_Material provided_.
###
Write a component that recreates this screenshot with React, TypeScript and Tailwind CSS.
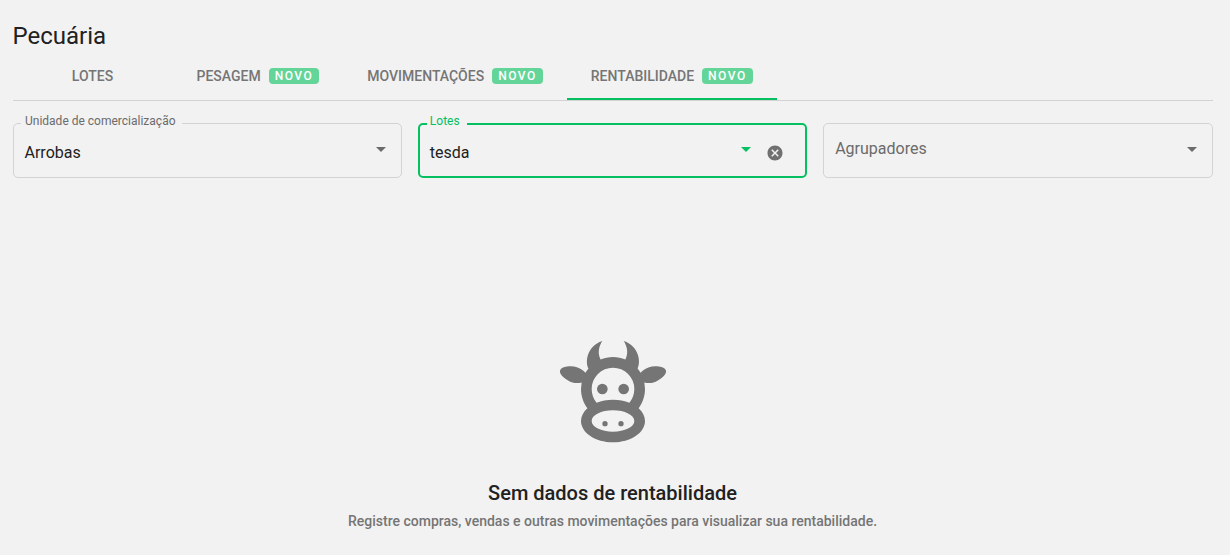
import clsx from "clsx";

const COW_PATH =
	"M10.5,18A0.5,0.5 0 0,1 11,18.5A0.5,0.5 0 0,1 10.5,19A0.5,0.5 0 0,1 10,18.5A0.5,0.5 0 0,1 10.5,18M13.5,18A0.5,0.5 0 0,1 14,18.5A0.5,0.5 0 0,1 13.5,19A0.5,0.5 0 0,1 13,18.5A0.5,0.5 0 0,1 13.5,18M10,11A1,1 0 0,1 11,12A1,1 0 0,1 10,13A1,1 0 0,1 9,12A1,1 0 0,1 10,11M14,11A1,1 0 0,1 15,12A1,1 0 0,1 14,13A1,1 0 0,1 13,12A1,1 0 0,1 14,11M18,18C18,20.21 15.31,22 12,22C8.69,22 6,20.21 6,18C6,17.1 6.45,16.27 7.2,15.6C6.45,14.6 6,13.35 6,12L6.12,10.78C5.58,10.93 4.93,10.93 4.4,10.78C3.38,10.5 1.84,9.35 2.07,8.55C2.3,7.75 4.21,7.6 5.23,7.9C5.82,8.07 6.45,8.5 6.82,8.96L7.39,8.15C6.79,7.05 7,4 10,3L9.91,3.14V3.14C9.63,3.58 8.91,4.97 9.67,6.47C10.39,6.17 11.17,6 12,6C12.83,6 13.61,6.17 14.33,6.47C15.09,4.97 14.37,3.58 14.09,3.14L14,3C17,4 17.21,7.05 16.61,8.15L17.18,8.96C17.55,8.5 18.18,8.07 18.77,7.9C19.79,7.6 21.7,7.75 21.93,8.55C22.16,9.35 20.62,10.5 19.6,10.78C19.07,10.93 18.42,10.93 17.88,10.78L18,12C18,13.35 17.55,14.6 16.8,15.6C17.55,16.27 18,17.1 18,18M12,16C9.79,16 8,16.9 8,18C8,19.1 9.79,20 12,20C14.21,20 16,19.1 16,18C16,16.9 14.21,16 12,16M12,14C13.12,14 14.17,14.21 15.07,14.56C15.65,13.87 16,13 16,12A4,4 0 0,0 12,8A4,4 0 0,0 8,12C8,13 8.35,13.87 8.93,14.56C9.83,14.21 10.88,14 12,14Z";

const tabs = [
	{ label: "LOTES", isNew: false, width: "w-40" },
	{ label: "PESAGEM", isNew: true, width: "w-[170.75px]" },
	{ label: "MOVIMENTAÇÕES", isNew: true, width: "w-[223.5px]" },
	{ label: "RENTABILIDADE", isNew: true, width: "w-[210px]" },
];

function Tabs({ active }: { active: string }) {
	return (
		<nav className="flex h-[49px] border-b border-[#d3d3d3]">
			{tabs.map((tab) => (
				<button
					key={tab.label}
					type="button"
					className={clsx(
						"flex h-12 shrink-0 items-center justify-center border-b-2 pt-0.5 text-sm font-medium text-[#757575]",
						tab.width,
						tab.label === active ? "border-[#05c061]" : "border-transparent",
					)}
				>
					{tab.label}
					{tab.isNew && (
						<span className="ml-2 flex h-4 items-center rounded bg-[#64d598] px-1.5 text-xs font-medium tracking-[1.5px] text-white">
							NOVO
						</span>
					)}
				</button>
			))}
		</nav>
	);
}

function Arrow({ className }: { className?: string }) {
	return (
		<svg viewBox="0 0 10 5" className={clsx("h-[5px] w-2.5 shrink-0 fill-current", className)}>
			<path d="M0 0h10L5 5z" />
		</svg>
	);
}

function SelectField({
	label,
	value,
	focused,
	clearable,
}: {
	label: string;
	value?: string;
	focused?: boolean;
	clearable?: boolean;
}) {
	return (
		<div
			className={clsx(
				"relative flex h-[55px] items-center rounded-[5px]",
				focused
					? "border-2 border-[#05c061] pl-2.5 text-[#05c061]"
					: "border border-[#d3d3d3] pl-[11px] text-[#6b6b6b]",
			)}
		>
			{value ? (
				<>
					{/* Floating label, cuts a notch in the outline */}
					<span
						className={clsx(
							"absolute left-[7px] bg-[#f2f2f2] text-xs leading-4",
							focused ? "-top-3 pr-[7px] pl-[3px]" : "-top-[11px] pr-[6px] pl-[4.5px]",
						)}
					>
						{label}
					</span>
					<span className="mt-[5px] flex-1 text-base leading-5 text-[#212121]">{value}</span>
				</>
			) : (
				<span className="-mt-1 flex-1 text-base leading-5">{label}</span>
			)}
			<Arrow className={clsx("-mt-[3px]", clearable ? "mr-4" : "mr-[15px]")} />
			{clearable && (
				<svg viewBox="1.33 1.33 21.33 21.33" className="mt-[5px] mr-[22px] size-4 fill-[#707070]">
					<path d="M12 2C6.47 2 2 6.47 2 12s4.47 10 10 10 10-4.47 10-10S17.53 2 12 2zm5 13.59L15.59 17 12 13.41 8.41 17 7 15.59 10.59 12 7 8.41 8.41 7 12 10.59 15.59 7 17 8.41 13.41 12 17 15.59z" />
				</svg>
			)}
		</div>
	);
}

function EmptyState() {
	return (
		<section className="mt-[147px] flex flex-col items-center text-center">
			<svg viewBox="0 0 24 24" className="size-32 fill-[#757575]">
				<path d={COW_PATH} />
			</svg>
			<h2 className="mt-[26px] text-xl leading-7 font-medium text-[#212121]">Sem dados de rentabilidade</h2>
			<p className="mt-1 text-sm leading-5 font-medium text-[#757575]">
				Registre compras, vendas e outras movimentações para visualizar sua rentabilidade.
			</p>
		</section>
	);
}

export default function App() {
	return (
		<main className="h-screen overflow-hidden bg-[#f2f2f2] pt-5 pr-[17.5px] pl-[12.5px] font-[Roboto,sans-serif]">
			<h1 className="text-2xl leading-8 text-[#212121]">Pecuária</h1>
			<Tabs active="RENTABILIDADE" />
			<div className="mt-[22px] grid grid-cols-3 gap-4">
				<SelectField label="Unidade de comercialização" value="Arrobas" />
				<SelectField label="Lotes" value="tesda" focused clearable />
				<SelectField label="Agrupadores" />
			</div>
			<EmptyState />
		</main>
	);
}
###
Your task is an exact transcription of all the data, minus the pictures.

Write a component that recreates this screenshot with React, TypeScript and Tailwind CSS.
import clsx from "clsx";

const COW_PATH =
	"M10.5,18A0.5,0.5 0 0,1 11,18.5A0.5,0.5 0 0,1 10.5,19A0.5,0.5 0 0,1 10,18.5A0.5,0.5 0 0,1 10.5,18M13.5,18A0.5,0.5 0 0,1 14,18.5A0.5,0.5 0 0,1 13.5,19A0.5,0.5 0 0,1 13,18.5A0.5,0.5 0 0,1 13.5,18M10,11A1,1 0 0,1 11,12A1,1 0 0,1 10,13A1,1 0 0,1 9,12A1,1 0 0,1 10,11M14,11A1,1 0 0,1 15,12A1,1 0 0,1 14,13A1,1 0 0,1 13,12A1,1 0 0,1 14,11M18,18C18,20.21 15.31,22 12,22C8.69,22 6,20.21 6,18C6,17.1 6.45,16.27 7.2,15.6C6.45,14.6 6,13.35 6,12L6.12,10.78C5.58,10.93 4.93,10.93 4.4,10.78C3.38,10.5 1.84,9.35 2.07,8.55C2.3,7.75 4.21,7.6 5.23,7.9C5.82,8.07 6.45,8.5 6.82,8.96L7.39,8.15C6.79,7.05 7,4 10,3L9.91,3.14V3.14C9.63,3.58 8.91,4.97 9.67,6.47C10.39,6.17 11.17,6 12,6C12.83,6 13.61,6.17 14.33,6.47C15.09,4.97 14.37,3.58 14.09,3.14L14,3C17,4 17.21,7.05 16.61,8.15L17.18,8.96C17.55,8.5 18.18,8.07 18.77,7.9C19.79,7.6 21.7,7.75 21.93,8.55C22.16,9.35 20.62,10.5 19.6,10.78C19.07,10.93 18.42,10.93 17.88,10.78L18,12C18,13.35 17.55,14.6 16.8,15.6C17.55,16.27 18,17.1 18,18M12,16C9.79,16 8,16.9 8,18C8,19.1 9.79,20 12,20C14.21,20 16,19.1 16,18C16,16.9 14.21,16 12,16M12,14C13.12,14 14.17,14.21 15.07,14.56C15.65,13.87 16,13 16,12A4,4 0 0,0 12,8A4,4 0 0,0 8,12C8,13 8.35,13.87 8.93,14.56C9.83,14.21 10.88,14 12,14Z";

const tabs = [
	{ label: "LOTES", isNew: false, width: "w-40" },
	{ label: "PESAGEM", isNew: true, width: "w-[170.75px]" },
	{ label: "MOVIMENTAÇÕES", isNew: true, width: "w-[223.5px]" },
	{ label: "RENTABILIDADE", isNew: true, width: "w-[210px]" },
];

function Tabs({ active }: { active: string }) {
	return (
		<nav className="flex h-[49px] border-b border-[#d3d3d3]">
			{tabs.map((tab) => (
				<button
					key={tab.label}
					type="button"
					className={clsx(
						"flex h-12 shrink-0 items-center justify-center border-b-2 pt-0.5 text-sm font-medium text-[#757575]",
						tab.width,
						tab.label === active ? "border-[#05c061]" : "border-transparent",
					)}
				>
					{tab.label}
					{tab.isNew && (
						<span className="ml-2 flex h-4 items-center rounded bg-[#64d598] px-1.5 text-xs font-medium tracking-[1.5px] text-white">
							NOVO
						</span>
					)}
				</button>
			))}
		</nav>
	);
}

function Arrow({ className }: { className?: string }) {
	return (
		<svg viewBox="0 0 10 5" className={clsx("h-[5px] w-2.5 shrink-0 fill-current", className)}>
			<path d="M0 0h10L5 5z" />
		</svg>
	);
}

function SelectField({
	label,
	value,
	focused,
	clearable,
}: {
	label: string;
	value?: string;
	focused?: boolean;
	clearable?: boolean;
}) {
	return (
		<div
			className={clsx(
				"relative flex h-[55px] items-center rounded-[5px]",
				focused
					? "border-2 border-[#05c061] pl-2.5 text-[#05c061]"
					: "border border-[#d3d3d3] pl-[11px] text-[#6b6b6b]",
			)}
		>
			{value ? (
				<>
					{/* Floating label, cuts a notch in the outline */}
					<span
						className={clsx(
							"absolute left-[7px] bg-[#f2f2f2] text-xs leading-4",
							focused ? "-top-3 pr-[7px] pl-[3px]" : "-top-[11px] pr-[6px] pl-[4.5px]",
						)}
					>
						{label}
					</span>
					<span className="mt-[5px] flex-1 text-base leading-5 text-[#212121]">{value}</span>
				</>
			) : (
				<span className="-mt-1 flex-1 text-base leading-5">{label}</span>
			)}
			<Arrow className={clsx("-mt-[3px]", clearable ? "mr-4" : "mr-[15px]")} />
			{clearable && (
				<svg viewBox="1.33 1.33 21.33 21.33" className="mt-[5px] mr-[22px] size-4 fill-[#707070]">
					<path d="M12 2C6.47 2 2 6.47 2 12s4.47 10 10 10 10-4.47 10-10S17.53 2 12 2zm5 13.59L15.59 17 12 13.41 8.41 17 7 15.59 10.59 12 7 8.41 8.41 7 12 10.59 15.59 7 17 8.41 13.41 12 17 15.59z" />
				</svg>
			)}
		</div>
	);
}

function EmptyState() {
	return (
		<section className="mt-[147px] flex flex-col items-center text-center">
			<svg viewBox="0 0 24 24" className="size-32 fill-[#757575]">
				<path d={COW_PATH} />
			</svg>
			<h2 className="mt-[26px] text-xl leading-7 font-medium text-[#212121]">Sem dados de rentabilidade</h2>
			<p className="mt-1 text-sm leading-5 font-medium text-[#757575]">
				Registre compras, vendas e outras movimentações para visualizar sua rentabilidade.
			</p>
		</section>
	);
}

export default function App() {
	return (
		<main className="h-screen overflow-hidden bg-[#f2f2f2] pt-5 pr-[17.5px] pl-[12.5px] font-[Roboto,sans-serif]">
			<h1 className="text-2xl leading-8 text-[#212121]">Pecuária</h1>
			<Tabs active="RENTABILIDADE" />
			<div className="mt-[22px] grid grid-cols-3 gap-4">
				<SelectField label="Unidade de comercialização" value="Arrobas" />
				<SelectField label="Lotes" value="tesda" focused clearable />
				<SelectField label="Agrupadores" />
			</div>
			<EmptyState />
		</main>
	);
}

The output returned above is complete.